Contraditory register count report when calling a non-inlined function

The SASS live-register count produced when profiling a kernel reports an (incorrect?) massive spike in register usage (more than 100 registers) when reaching a CALL.ABS.NOINC instruction (as demonstrated in the attached image). The code below will demonstrate this behavior when profiled in Nsight Compute. Further, any device function decorated with __noinline__ results in the same phenomenon. Nested __noinline__ calls result in a multiplicative effect where the register count increases up to the cap of 255. The information produced by Nsight contradicts the information produced when compiling the code below using nvcc (nvcc -arch=sm_80 -Xptxas=“-v” kernel.cu) which states the kernel takes 17 registers.

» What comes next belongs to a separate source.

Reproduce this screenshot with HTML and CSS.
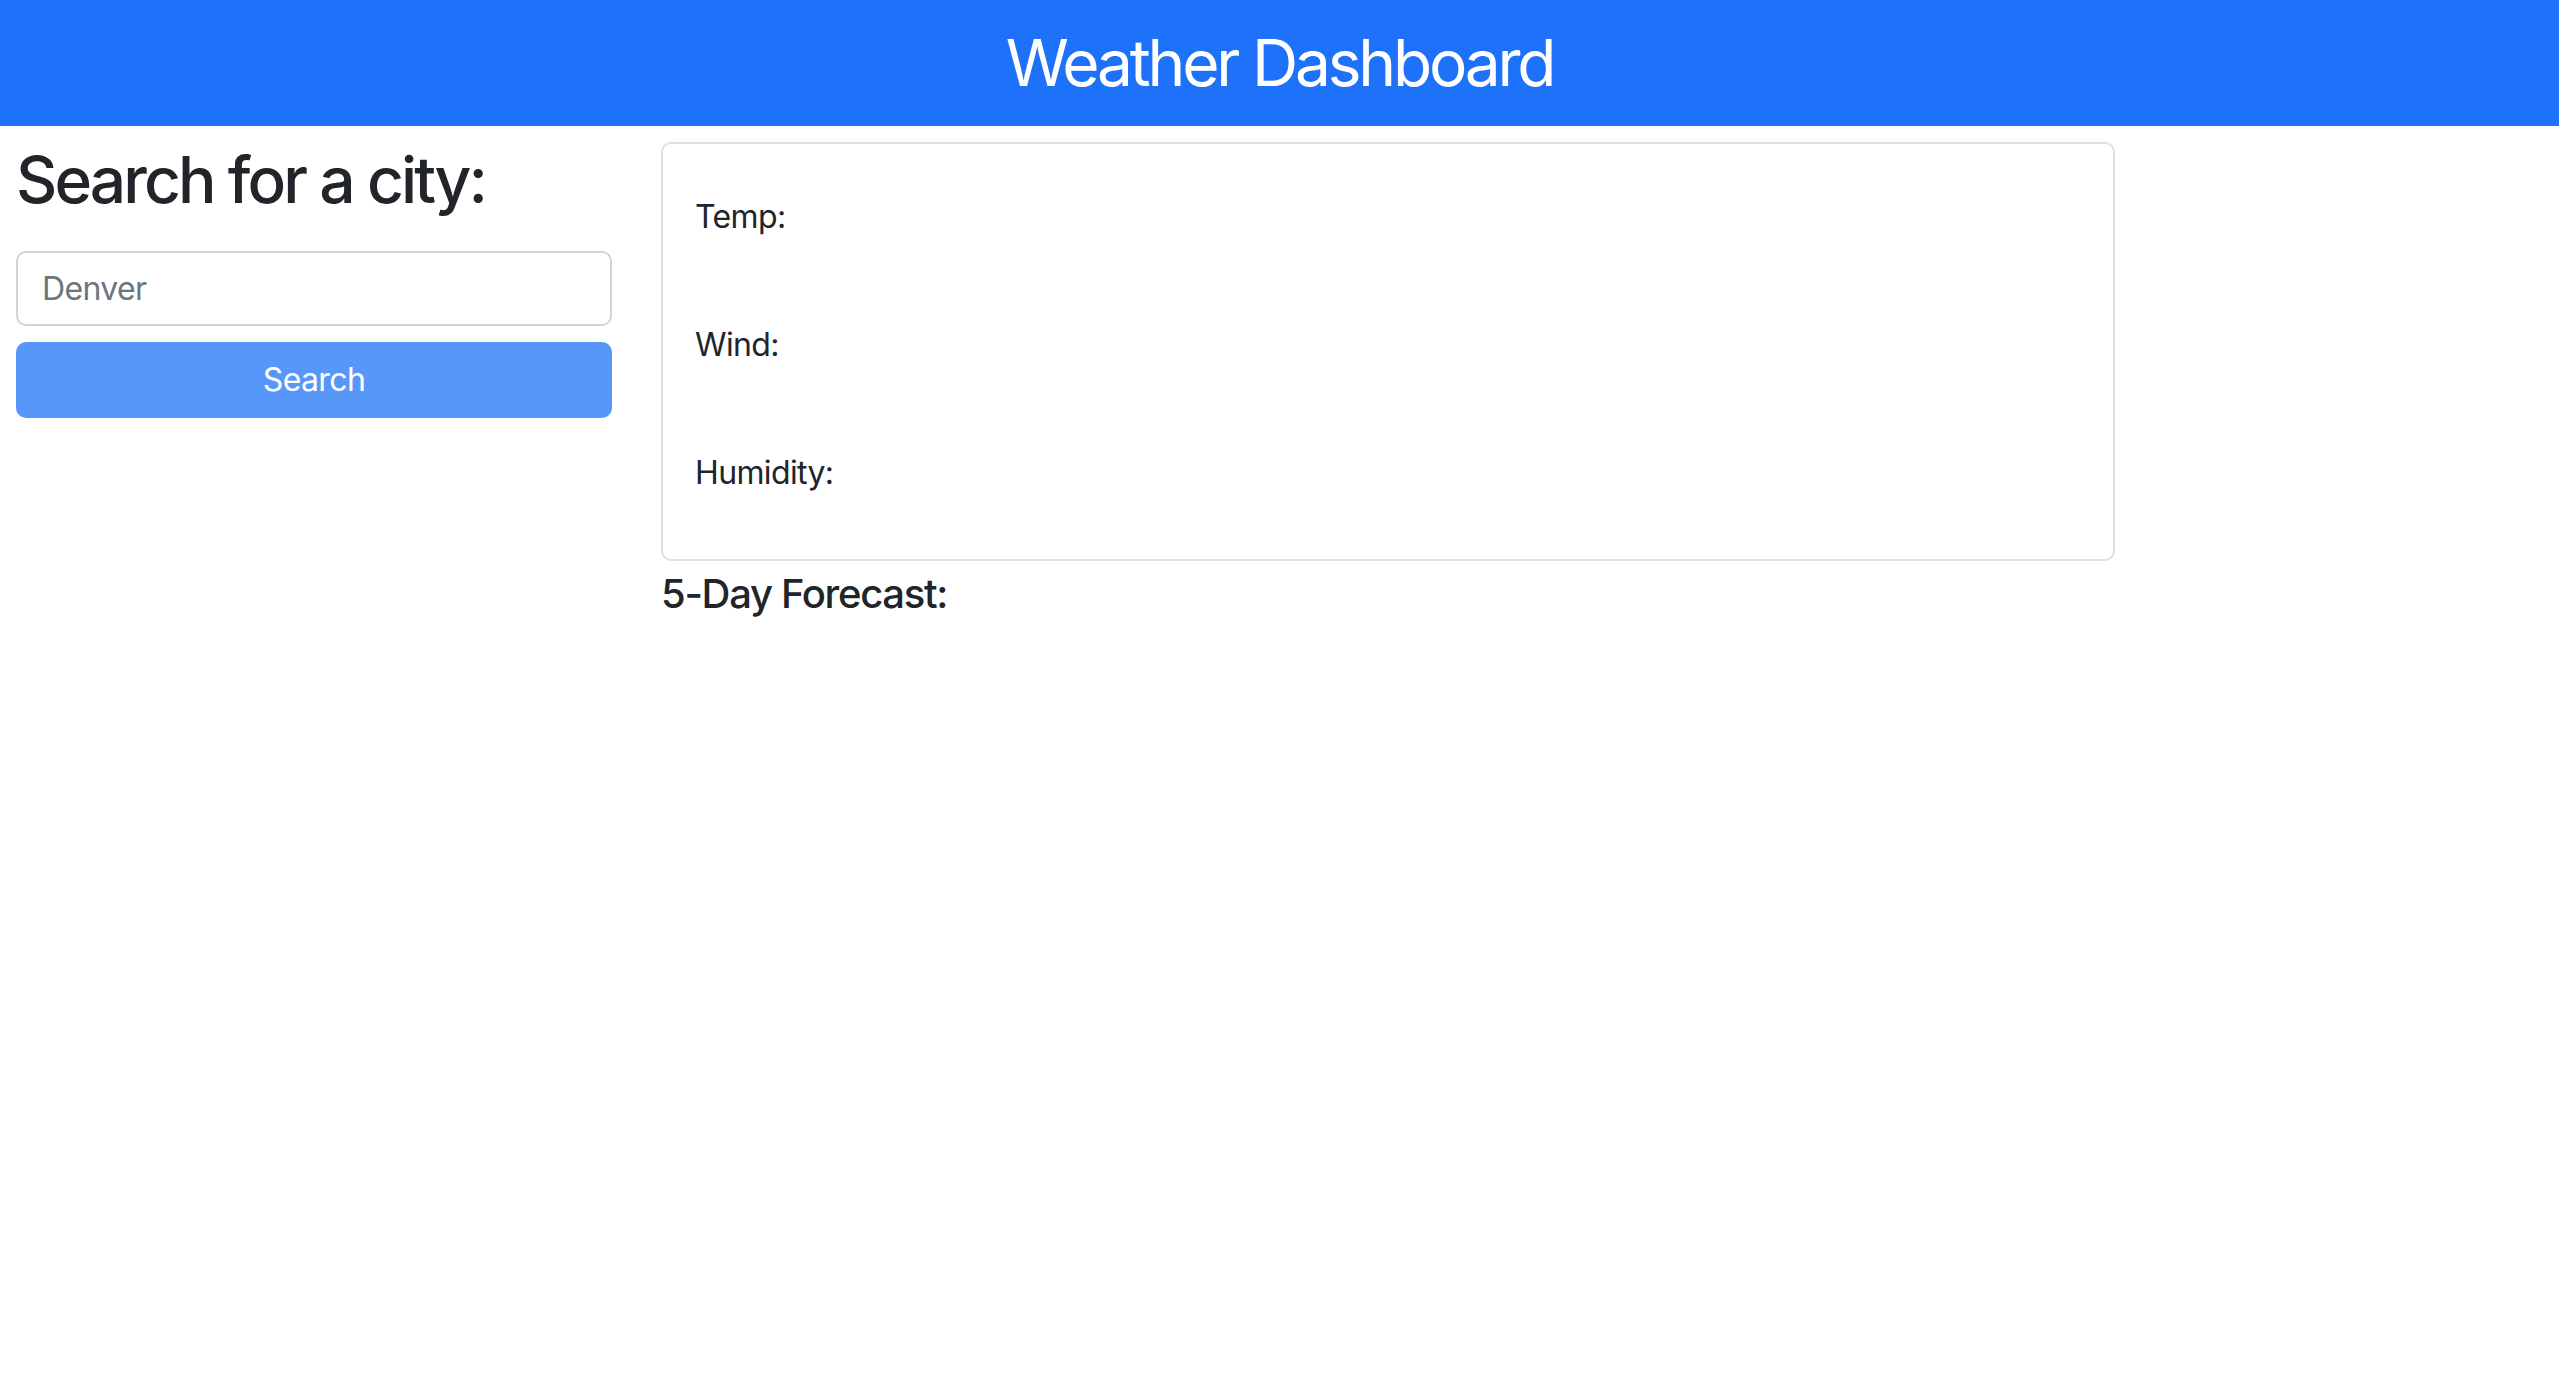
FILE: index.html
```html
<!DOCTYPE html>
<html lang="en">
<head>
<meta charset="utf-8">
<title>Weather Dashboard</title>
<link rel="stylesheet" href="styles.css">
</head>
<body>
<header class="topbar">
  <h1 class="topbar-title">Weather Dashboard</h1>
</header>
<main class="layout">
  <aside class="sidebar">
    <h2 class="sidebar-title">Search for a city:</h2>
    <input class="city-input" type="text" placeholder="Denver">
    <button class="search-btn" type="button">Search</button>
  </aside>
  <section class="content">
    <div class="current-card">
      <p class="stat">Temp:</p>
      <p class="stat">Wind:</p>
      <p class="stat">Humidity:</p>
    </div>
    <h4 class="forecast-title">5-Day Forecast:</h4>
  </section>
</main>
</body>
</html>
```
FILE: styles.css
```css
* { box-sizing: border-box; }
html, body {
  margin: 0;
  padding: 0;
  background: #ffffff;
  color: #212529;
  font-family: "Inter", "Roboto", "Liberation Sans", sans-serif;
}
.topbar {
  height: 126px;
  background: #1e72f9;
  display: flex;
  align-items: center;
  justify-content: center;
}
.topbar-title {
  margin: 0;
  color: #ffffff;
  font-size: 64px;
  font-weight: 400;
  line-height: 1.2;
  letter-spacing: -0.05em;
}
.layout {
  display: flex;
  align-items: flex-start;
  gap: 49px;
  padding: 16px 0 0 16px;
}
.sidebar {
  width: 596px;
  display: flex;
  flex-direction: column;
}
.sidebar-title {
  margin: 0 0 32px 0;
  font-size: 64px;
  font-weight: 500;
  line-height: 1.2;
  letter-spacing: -0.045em;
}
.city-input {
  height: 75px;
  border: 2px solid #ced4da;
  border-radius: 10px;
  padding: 0 24px;
  font-family: inherit;
  font-size: 32px;
  letter-spacing: -0.02em;
  color: #212529;
  outline: none;
}
.city-input::placeholder { color: #6c757d; }
.search-btn {
  margin-top: 16px;
  height: 76px;
  border: 0;
  border-radius: 10px;
  background: #5797fa;
  color: #ffffff;
  font-family: inherit;
  font-size: 32px;
  letter-spacing: -0.02em;
}
.content {
  width: 1454px;
}
.current-card {
  height: 419px;
  border: 2px solid #dedfe0;
  border-radius: 10px;
  padding: 49px 32px 0 32px;
}
.stat {
  margin: 0 0 80px 0;
  font-size: 32px;
  line-height: 48px;
  letter-spacing: -0.02em;
}
.stat:last-child { margin-bottom: 0; }
.forecast-title {
  margin: 9px 0 0 0;
  font-size: 40px;
  font-weight: 500;
  line-height: 1.2;
  letter-spacing: -0.033em;
}
```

Is the massive spike actually occurring (and can it be removed) or is this a bug within Nsight?

#include <stdint.h>
#include <cuda_runtime.h>

extern "C" {
    __global__ void kernel(float* out) {
        uint32_t n = threadIdx.x + blockIdx.x*blockDim.x;
        out[n] = atan2f(static_cast<float>(n), 2.0f);
    }
}

int main(int argc, char const* argv[]) {

    float* d_ary;
    cudaMalloc(&d_ary, 32);

    kernel<<<1,32>>>(d_ary);

    float ary[32];

    cudaMemcpy(ary, d_ary, 32, cudaMemcpyDeviceToHost);

    return 0;
}

enter image description here

1 Like

Thanks for submitting this. We are aware of this bug and have it filed in our system. It should be fixed in a future version.

1 Like

Thanks for the reply @jmarusarz ! I’ll keep my eye out for the fix.

Has this been fixed? If so, which version? Thanks

Sorry. The issue hasn’t been fixed yet.